*Exercise aim*:
Reproduce the listing below character for character; drop every image.

*Stored data*:
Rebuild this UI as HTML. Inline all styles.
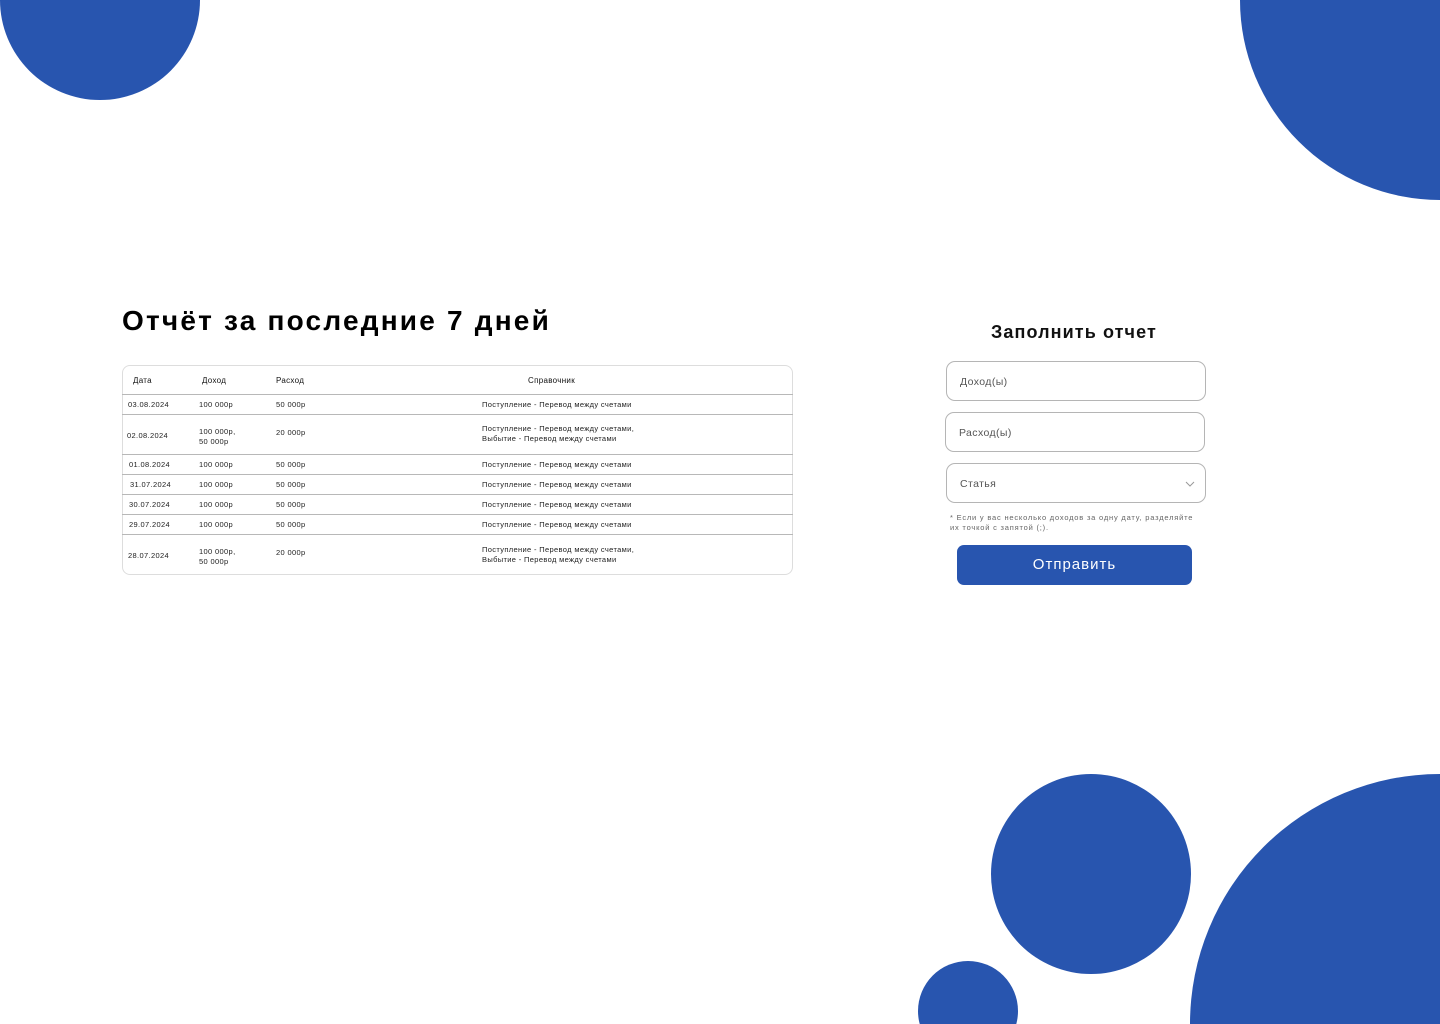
<!DOCTYPE html>
<html><head><meta charset="utf-8"><style>
*{margin:0;padding:0;box-sizing:border-box}
html,body{width:1440px;height:1024px;overflow:hidden}
body{background:#fff;font-family:"Liberation Sans","Noto Sans CJK SC",sans-serif;color:#111}
#w{position:relative;width:1440px;height:1024px;overflow:hidden}
.a{position:absolute;white-space:nowrap}
.t{font-size:7.5px;line-height:10px;color:#222;letter-spacing:0.35px}
.h{font-size:8px;line-height:10px;color:#111;letter-spacing:0.3px}
.ln{position:absolute;left:122px;width:671px;height:1px;background:#b8b8b8}
.inp{position:absolute;border:1px solid #b5b5b5;border-radius:9px;width:260px;height:40px;font-size:10.5px;color:#555;padding-left:13px;line-height:40px;letter-spacing:0.4px}
</style></head><body><div id="w">
<svg style="position:absolute;left:0;top:0" width="1440" height="1024" viewBox="0 0 1440 1024">
<g fill="#2855af">
<circle cx="100" cy="0" r="100"/>
<circle cx="1440" cy="0" r="200"/>
<circle cx="1091" cy="874" r="100"/>
<circle cx="968" cy="1011" r="50"/>
<circle cx="1440" cy="1024" r="250"/>
</g></svg>

<div class="a" style="left:122px;top:303px;font-size:28px;font-weight:bold;line-height:36px;letter-spacing:2.2px;color:#000">Отчёт за последние 7 дней</div>

<div style="position:absolute;left:122px;top:365px;width:671px;height:210px;border:1px solid #ddd;border-radius:8px"></div>
<div class="ln" style="top:394px"></div>
<div class="ln" style="top:414px"></div>
<div class="ln" style="top:454px"></div>
<div class="ln" style="top:474px"></div>
<div class="ln" style="top:494px"></div>
<div class="ln" style="top:514px"></div>
<div class="ln" style="top:534px"></div>

<div class="a h" style="left:133px;top:376px">Дата</div>
<div class="a h" style="left:202px;top:376px">Доход</div>
<div class="a h" style="left:276px;top:376px">Расход</div>
<div class="a h" style="left:528px;top:376px">Справочник</div>

<div class="a t" style="left:128px;top:400px">03.08.2024</div><div class="a t" style="left:199px;top:400px">100 000р</div><div class="a t" style="left:276px;top:400px">50 000р</div><div class="a t" style="left:482px;top:400px">Поступление - Перевод между счетами</div>

<div class="a t" style="left:127px;top:431px">02.08.2024</div><div class="a t" style="left:199px;top:427px">100 000р,<br>50 000р</div><div class="a t" style="left:276px;top:428px">20 000р</div><div class="a t" style="left:482px;top:424px">Поступление - Перевод между счетами,<br>Выбытие - Перевод между счетами</div>

<div class="a t" style="left:129px;top:460px">01.08.2024</div><div class="a t" style="left:199px;top:460px">100 000р</div><div class="a t" style="left:276px;top:460px">50 000р</div><div class="a t" style="left:482px;top:460px">Поступление - Перевод между счетами</div>
<div class="a t" style="left:130px;top:480px">31.07.2024</div><div class="a t" style="left:199px;top:480px">100 000р</div><div class="a t" style="left:276px;top:480px">50 000р</div><div class="a t" style="left:482px;top:480px">Поступление - Перевод между счетами</div>
<div class="a t" style="left:129px;top:500px">30.07.2024</div><div class="a t" style="left:199px;top:500px">100 000р</div><div class="a t" style="left:276px;top:500px">50 000р</div><div class="a t" style="left:482px;top:500px">Поступление - Перевод между счетами</div>
<div class="a t" style="left:129px;top:520px">29.07.2024</div><div class="a t" style="left:199px;top:520px">100 000р</div><div class="a t" style="left:276px;top:520px">50 000р</div><div class="a t" style="left:482px;top:520px">Поступление - Перевод между счетами</div>

<div class="a t" style="left:128px;top:551px">28.07.2024</div><div class="a t" style="left:199px;top:547px">100 000р,<br>50 000р</div><div class="a t" style="left:276px;top:548px">20 000р</div><div class="a t" style="left:482px;top:545px">Поступление - Перевод между счетами,<br>Выбытие - Перевод между счетами</div>

<div class="a" style="left:991px;top:321px;font-size:18px;font-weight:bold;line-height:22px;letter-spacing:1.1px;color:#111">Заполнить отчет</div>
<div class="inp" style="left:946px;top:361px">Доход(ы)</div>
<div class="inp" style="left:945px;top:412px">Расход(ы)</div>
<div class="inp" style="left:946px;top:463px">Статья
<svg style="position:absolute;right:10px;top:16px" width="10" height="8" viewBox="0 0 10 8"><path d="M1 2 L5 6 L9 2" fill="none" stroke="#999" stroke-width="1"/></svg></div>
<div class="a" style="left:950px;top:513px;font-size:7.5px;line-height:10px;color:#666;letter-spacing:0.8px">* Если у вас несколько доходов за одну дату, разделяйте<br>их точкой с запятой (;).</div>
<div style="position:absolute;left:957px;top:545px;width:235px;height:40px;border-radius:7px;background:#2855af;color:#fff;font-size:15px;text-align:center;line-height:40px;letter-spacing:1px">Отправить</div>
</div></body></html>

*Written response*:
Rebuild this UI as HTML. Inline all styles.
<!DOCTYPE html>
<html><head><meta charset="utf-8"><style>
*{margin:0;padding:0;box-sizing:border-box}
html,body{width:1440px;height:1024px;overflow:hidden}
body{background:#fff;font-family:"Liberation Sans","Noto Sans CJK SC",sans-serif;color:#111}
#w{position:relative;width:1440px;height:1024px;overflow:hidden}
.a{position:absolute;white-space:nowrap}
.t{font-size:7.5px;line-height:10px;color:#222;letter-spacing:0.35px}
.h{font-size:8px;line-height:10px;color:#111;letter-spacing:0.3px}
.ln{position:absolute;left:122px;width:671px;height:1px;background:#b8b8b8}
.inp{position:absolute;border:1px solid #b5b5b5;border-radius:9px;width:260px;height:40px;font-size:10.5px;color:#555;padding-left:13px;line-height:40px;letter-spacing:0.4px}
</style></head><body><div id="w">
<svg style="position:absolute;left:0;top:0" width="1440" height="1024" viewBox="0 0 1440 1024">
<g fill="#2855af">
<circle cx="100" cy="0" r="100"/>
<circle cx="1440" cy="0" r="200"/>
<circle cx="1091" cy="874" r="100"/>
<circle cx="968" cy="1011" r="50"/>
<circle cx="1440" cy="1024" r="250"/>
</g></svg>

<div class="a" style="left:122px;top:303px;font-size:28px;font-weight:bold;line-height:36px;letter-spacing:2.2px;color:#000">Отчёт за последние 7 дней</div>

<div style="position:absolute;left:122px;top:365px;width:671px;height:210px;border:1px solid #ddd;border-radius:8px"></div>
<div class="ln" style="top:394px"></div>
<div class="ln" style="top:414px"></div>
<div class="ln" style="top:454px"></div>
<div class="ln" style="top:474px"></div>
<div class="ln" style="top:494px"></div>
<div class="ln" style="top:514px"></div>
<div class="ln" style="top:534px"></div>

<div class="a h" style="left:133px;top:376px">Дата</div>
<div class="a h" style="left:202px;top:376px">Доход</div>
<div class="a h" style="left:276px;top:376px">Расход</div>
<div class="a h" style="left:528px;top:376px">Справочник</div>

<div class="a t" style="left:128px;top:400px">03.08.2024</div><div class="a t" style="left:199px;top:400px">100 000р</div><div class="a t" style="left:276px;top:400px">50 000р</div><div class="a t" style="left:482px;top:400px">Поступление - Перевод между счетами</div>

<div class="a t" style="left:127px;top:431px">02.08.2024</div><div class="a t" style="left:199px;top:427px">100 000р,<br>50 000р</div><div class="a t" style="left:276px;top:428px">20 000р</div><div class="a t" style="left:482px;top:424px">Поступление - Перевод между счетами,<br>Выбытие - Перевод между счетами</div>

<div class="a t" style="left:129px;top:460px">01.08.2024</div><div class="a t" style="left:199px;top:460px">100 000р</div><div class="a t" style="left:276px;top:460px">50 000р</div><div class="a t" style="left:482px;top:460px">Поступление - Перевод между счетами</div>
<div class="a t" style="left:130px;top:480px">31.07.2024</div><div class="a t" style="left:199px;top:480px">100 000р</div><div class="a t" style="left:276px;top:480px">50 000р</div><div class="a t" style="left:482px;top:480px">Поступление - Перевод между счетами</div>
<div class="a t" style="left:129px;top:500px">30.07.2024</div><div class="a t" style="left:199px;top:500px">100 000р</div><div class="a t" style="left:276px;top:500px">50 000р</div><div class="a t" style="left:482px;top:500px">Поступление - Перевод между счетами</div>
<div class="a t" style="left:129px;top:520px">29.07.2024</div><div class="a t" style="left:199px;top:520px">100 000р</div><div class="a t" style="left:276px;top:520px">50 000р</div><div class="a t" style="left:482px;top:520px">Поступление - Перевод между счетами</div>

<div class="a t" style="left:128px;top:551px">28.07.2024</div><div class="a t" style="left:199px;top:547px">100 000р,<br>50 000р</div><div class="a t" style="left:276px;top:548px">20 000р</div><div class="a t" style="left:482px;top:545px">Поступление - Перевод между счетами,<br>Выбытие - Перевод между счетами</div>

<div class="a" style="left:991px;top:321px;font-size:18px;font-weight:bold;line-height:22px;letter-spacing:1.1px;color:#111">Заполнить отчет</div>
<div class="inp" style="left:946px;top:361px">Доход(ы)</div>
<div class="inp" style="left:945px;top:412px">Расход(ы)</div>
<div class="inp" style="left:946px;top:463px">Статья
<svg style="position:absolute;right:10px;top:16px" width="10" height="8" viewBox="0 0 10 8"><path d="M1 2 L5 6 L9 2" fill="none" stroke="#999" stroke-width="1"/></svg></div>
<div class="a" style="left:950px;top:513px;font-size:7.5px;line-height:10px;color:#666;letter-spacing:0.8px">* Если у вас несколько доходов за одну дату, разделяйте<br>их точкой с запятой (;).</div>
<div style="position:absolute;left:957px;top:545px;width:235px;height:40px;border-radius:7px;background:#2855af;color:#fff;font-size:15px;text-align:center;line-height:40px;letter-spacing:1px">Отправить</div>
</div></body></html>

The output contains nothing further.